Web page code records
* * * * *

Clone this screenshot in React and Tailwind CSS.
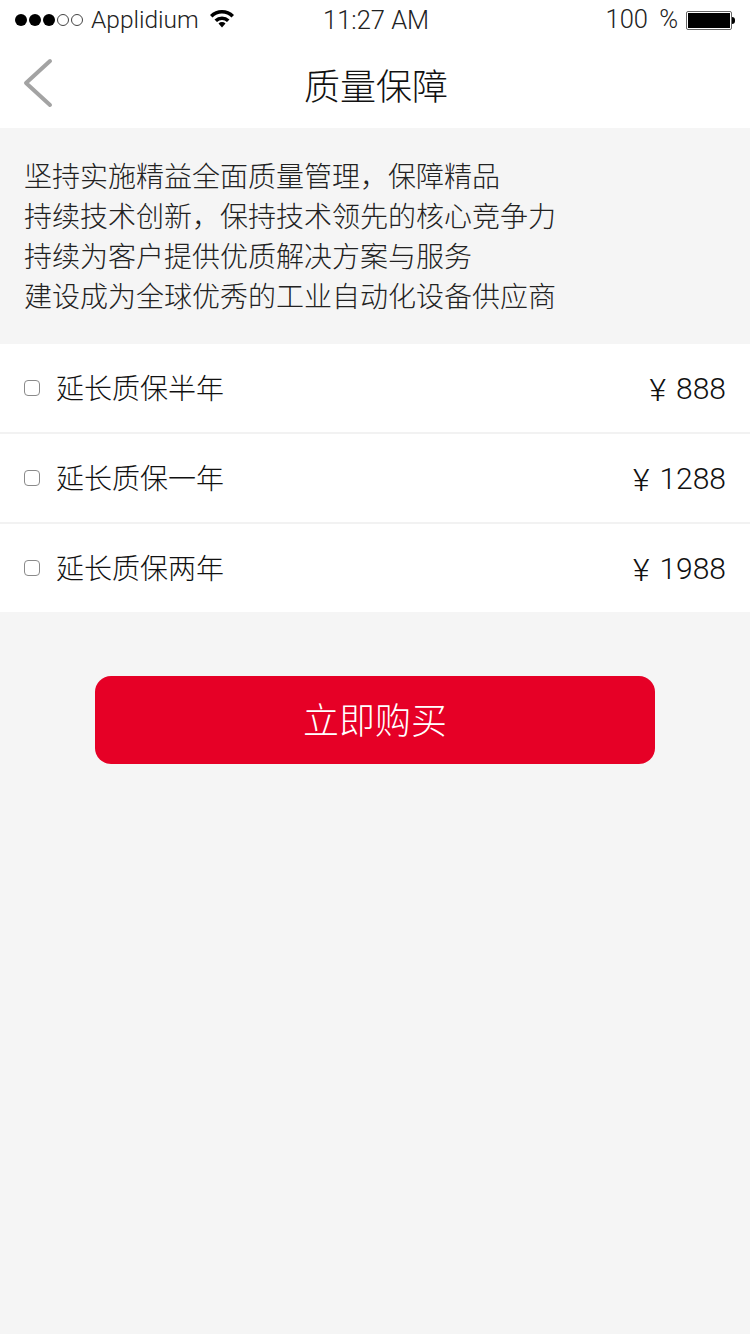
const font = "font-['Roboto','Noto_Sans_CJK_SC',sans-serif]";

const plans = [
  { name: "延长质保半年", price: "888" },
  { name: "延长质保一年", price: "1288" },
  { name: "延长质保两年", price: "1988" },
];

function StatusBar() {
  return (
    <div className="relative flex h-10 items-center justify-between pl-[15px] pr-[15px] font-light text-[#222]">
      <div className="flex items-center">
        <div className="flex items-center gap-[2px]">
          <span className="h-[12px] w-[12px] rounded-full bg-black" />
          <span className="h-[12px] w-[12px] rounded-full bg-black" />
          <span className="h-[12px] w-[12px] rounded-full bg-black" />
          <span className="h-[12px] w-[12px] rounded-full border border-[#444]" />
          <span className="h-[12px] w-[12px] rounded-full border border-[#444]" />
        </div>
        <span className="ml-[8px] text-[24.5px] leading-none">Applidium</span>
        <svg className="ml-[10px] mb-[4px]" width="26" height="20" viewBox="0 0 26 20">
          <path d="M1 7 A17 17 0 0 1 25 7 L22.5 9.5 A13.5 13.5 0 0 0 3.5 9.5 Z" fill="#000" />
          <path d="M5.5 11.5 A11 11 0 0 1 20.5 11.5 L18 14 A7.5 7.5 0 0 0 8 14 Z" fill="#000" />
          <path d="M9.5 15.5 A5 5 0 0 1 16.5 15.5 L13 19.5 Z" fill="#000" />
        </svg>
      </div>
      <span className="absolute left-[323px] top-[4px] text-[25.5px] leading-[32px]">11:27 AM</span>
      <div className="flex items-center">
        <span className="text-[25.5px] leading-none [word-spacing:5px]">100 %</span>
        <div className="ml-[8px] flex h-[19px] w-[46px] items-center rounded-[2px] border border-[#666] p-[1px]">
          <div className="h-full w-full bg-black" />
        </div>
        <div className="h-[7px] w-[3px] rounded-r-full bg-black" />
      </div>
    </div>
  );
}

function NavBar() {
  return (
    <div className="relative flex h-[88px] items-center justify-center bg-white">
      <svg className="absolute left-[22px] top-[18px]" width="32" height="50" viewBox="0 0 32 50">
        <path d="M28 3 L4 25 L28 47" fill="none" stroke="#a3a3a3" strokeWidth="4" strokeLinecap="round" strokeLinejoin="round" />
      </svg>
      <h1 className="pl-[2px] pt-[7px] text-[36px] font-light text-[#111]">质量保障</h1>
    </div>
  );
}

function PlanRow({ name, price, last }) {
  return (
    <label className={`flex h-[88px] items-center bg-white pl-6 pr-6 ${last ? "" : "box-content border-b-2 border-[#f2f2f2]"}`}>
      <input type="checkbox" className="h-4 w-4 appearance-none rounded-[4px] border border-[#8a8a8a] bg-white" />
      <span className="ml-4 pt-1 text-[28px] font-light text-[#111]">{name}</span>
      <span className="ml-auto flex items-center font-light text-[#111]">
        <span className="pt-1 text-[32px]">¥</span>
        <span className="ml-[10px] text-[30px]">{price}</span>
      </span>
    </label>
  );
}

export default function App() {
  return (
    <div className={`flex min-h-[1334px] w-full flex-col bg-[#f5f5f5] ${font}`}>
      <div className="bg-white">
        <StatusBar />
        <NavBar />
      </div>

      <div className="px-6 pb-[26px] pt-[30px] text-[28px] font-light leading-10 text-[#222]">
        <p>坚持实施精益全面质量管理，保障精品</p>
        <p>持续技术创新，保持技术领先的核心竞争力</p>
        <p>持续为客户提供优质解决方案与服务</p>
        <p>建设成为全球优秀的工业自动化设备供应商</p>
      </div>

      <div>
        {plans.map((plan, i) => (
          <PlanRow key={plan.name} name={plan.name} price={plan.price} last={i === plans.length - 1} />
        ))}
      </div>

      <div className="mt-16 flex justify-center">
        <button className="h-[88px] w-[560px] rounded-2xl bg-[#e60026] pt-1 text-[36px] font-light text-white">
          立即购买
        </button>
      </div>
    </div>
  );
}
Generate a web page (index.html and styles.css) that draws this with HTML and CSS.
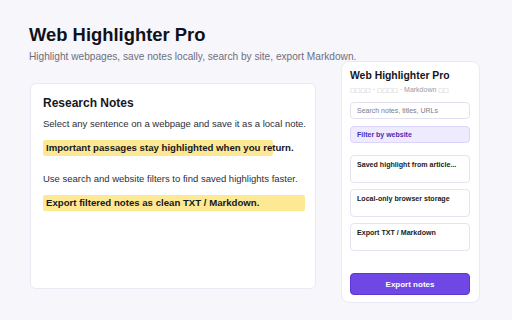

* * * * *

EXERCISE GOAL - Pull every line holding "this" out of the records.

RESULT OF THE TASK -
Clone this screenshot in React and Tailwind CSS.
Generate a web page (index.html and styles.css) that draws this with HTML and CSS.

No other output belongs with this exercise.